A day after one of the worst mass shootings in Florida history, Indian River County sheriff’s deputies stepped up patrol units at local schools, according to authorities.
The move follows Wednesday’s deadly massacre at Marjory Stoneman Douglas High School in Parkland, Florida. Authorities said 19-year-old former student Nikolas Cruz fatally shot 17 people and injured others.
Cruz, of Parkland, was arrested and charged with 17 counts of premeditated murder. He is being held at the Broward County Jail without bail, arrest reports show.
Sheriff’s spokesman Eric Flowers said patrol units will be at local schools Thursday to comfort students, parents and to make sure everyone is safe. Schools will be closed on Friday for conference week and on Monday for Presidents Day, said School District spokeswoman Cristen McMillan.

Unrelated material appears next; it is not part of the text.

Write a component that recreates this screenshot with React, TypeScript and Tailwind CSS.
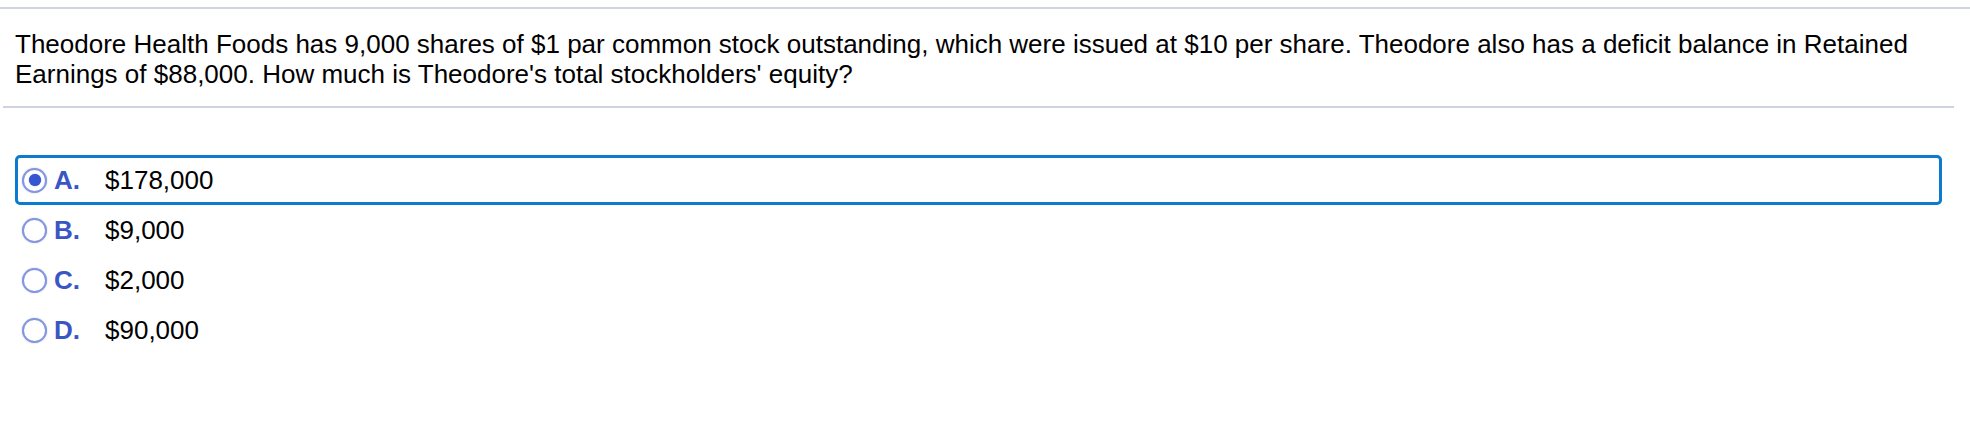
import { useState } from "react"

const options = [
  { key: "A", value: "$178,000" },
  { key: "B", value: "$9,000" },
  { key: "C", value: "$2,000" },
  { key: "D", value: "$90,000" },
]

function Radio({ checked }: { checked: boolean }) {
  return (
    <span className="flex h-[25px] w-[25px] shrink-0 items-center justify-center rounded-full border-[2.5px] border-[#8396de] bg-white shadow-[0_0_1.5px_#a7b4ea]">
      {checked && <span className="h-[12px] w-[12px] rounded-full bg-[#3556d0] shadow-[0_0_1px_#3556d0]" />}
    </span>
  )
}

export default function App() {
  const [selected, setSelected] = useState("A")

  return (
    <div className="h-[440px] w-[1970px] bg-white font-['Liberation_Sans',Arial,sans-serif] text-black">
      <div className="pt-[7px]">
        <div className="h-[2px] bg-[#cfd2df]" />
      </div>

      <p className="ml-[15px] mt-[20px] text-[26px] leading-[30px]">
        Theodore Health Foods has 9,000 shares of $1 par common stock outstanding, which were issued at $10 per share. Theodore also has a deficit balance in Retained
        <br />
        Earnings of $88,000. How much is Theodore&apos;s total stockholders&apos; equity?
      </p>

      <div className="ml-[3px] mt-[17px] h-[2px] w-[1951px] bg-[#cfd2df]" />

      {/* answer choices */}
      <div className="ml-[15px] mt-[47px] flex flex-col">
        {options.map((o) => (
          <div
            key={o.key}
            onClick={() => setSelected(o.key)}
            className={
              selected === o.key
                ? "flex h-[50px] w-[1927px] cursor-pointer items-center rounded-[5px] border-[3px] border-[#0b7bcf] pl-[4px]"
                : "flex h-[50px] w-[1927px] cursor-pointer items-center rounded-[5px] border-[3px] border-transparent pl-[4px]"
            }
          >
            <Radio checked={selected === o.key} />
            <span className="ml-[7px] w-[51px] text-[26px] font-bold text-[#3a56c5]">{o.key}.</span>
            <span className="text-[26px]">{o.value}</span>
          </div>
        ))}
      </div>
    </div>
  )
}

More information on the shooting is expected to be released Thursday, officials said.
Deputies from the Broward County Sheriff’s Office went to the high school Wednesday in response to an active shooter.
Upon arrival, deputies saw hundreds of students fleeing Marjory Stoneman Douglas High School, located at 5901 Pine Island Road, Parkland. Investigators later learned that the suspected shooter hid himself in the crowd and was among those running out of the school, deputies said.
Fifteen victims died at the school and 17 other victims were taken to nearby hospitals. Two of those 17 victims transported died at the hospital.
Investigators watched security footage and identified the suspected shooter as Cruz. Cruz had attended the school, but was expelled the previous year, deputies said.
Coconut Creek Police officers detained Cruz in a nearby neighborhood. He showed signs of troubled breathing and was taken to the hospital.
Deputies are working with school staff to identify all the victims, authorities said. Students were bused from the high school to a nearby hotel to be reunited with their families.
Emergency Management Procedures for Local Schools
The Assistant Superintendent of Operations for local schools, Jon Teske, went to all the school campuses Thursday and addressed concerns from parents, some of which asked about procedures in a crisis on campus.
“Parents should be reassured that we have always had policies and procedures in place for emergency situations,” said School District spokeswoman Cristen McMillan.
Each school has an emergency management plan. Teachers and staff are trained during drills in how to handle these situations if they arise.
Each of the 27 schools under the School District has a safety committee that conducts drills for events categorized as code red, code yellow and code blue, McMillan said. Details on how often the drills are done were not immediately available.
Code blue is for severe weather and code yellow is a general alert, for example, that police might be searching for someone, possibly a suspect in the area. Code red, the most severe, is for an active situation happening on the campus.
Lockdowns are put in place at the schools for code yellow and code red, McMillan said.
Flowers said there are two school resource officers at every high school and one school resource officer at every middle school. Also, the Sheriff’s Office sends a D.A.R.E. deputy to visit the local elementary schools.
Schools Superintendent Mark Rendell offered his condolences for the shooting in a statement and said schools are supposed to be places of learning and a safe haven for students and staff.
“Unfortunately, these events remind us that we are not completely removed from the dangers of our world,” Rendell said.
How you can help
Broward deputies warned residents of several fraudulent GoFundMe accounts regarding the mass shooting. Those who want to support victims and their families should visit the official GoFundMe account page, created by the Broward Education Foundation.
The page has a fundraising goal of $300,000. More than $100,000 was donated by early Wednesday.
Anyone who may have information on Cruz or the shooting should call the FBI tip line at 1-800-CALL-FBI or visit its website.
Talking to Children About Violence: Tips for Parents and Educators
Provided by the National Association of School Psychologists
1. Reassure children that they are safe.
2. Make time to talk.
3. Keep your explanations developmentally appropriate.
• Early elementary school children need brief, simple information that should be balanced with reassurances that their school and homes are safe and that adults are there to protect them. Give simple examples of school safety like reminding children about exterior doors being locked, child monitoring efforts on the playground, and emergency drills practiced during the school day.
• Upper elementary and early middle school children will be more vocal in asking questions about whether they truly are safe and what is being done at their school. They may need assistance separating reality from fantasy. Discuss efforts of school and community leaders to provide safe schools.
• Upper middle school and high school students will have strong and varying opinions about the causes of violence in schools and society. They will share concrete suggestions about how to make school safer and how to prevent tragedies in society. Emphasize the role that students have in maintaining safe schools by following school safety guidelines (not providing building access to strangers, reporting strangers on campus, reporting threats to the school safety made by students or community members, etc.), communicating any personal safety concerns to school administrators, and accessing support for emotional needs.
4. Review safety procedures.
5. Observe children’s emotional state.
6. Limit television viewing of these events.
7. Maintain a normal routine. Keeping to a regular schedule can be reassuring and promote physical health. Ensure that children get plenty of sleep, regular meals, and exercise. Encourage them to keep up with their schoolwork and extracurricular activities.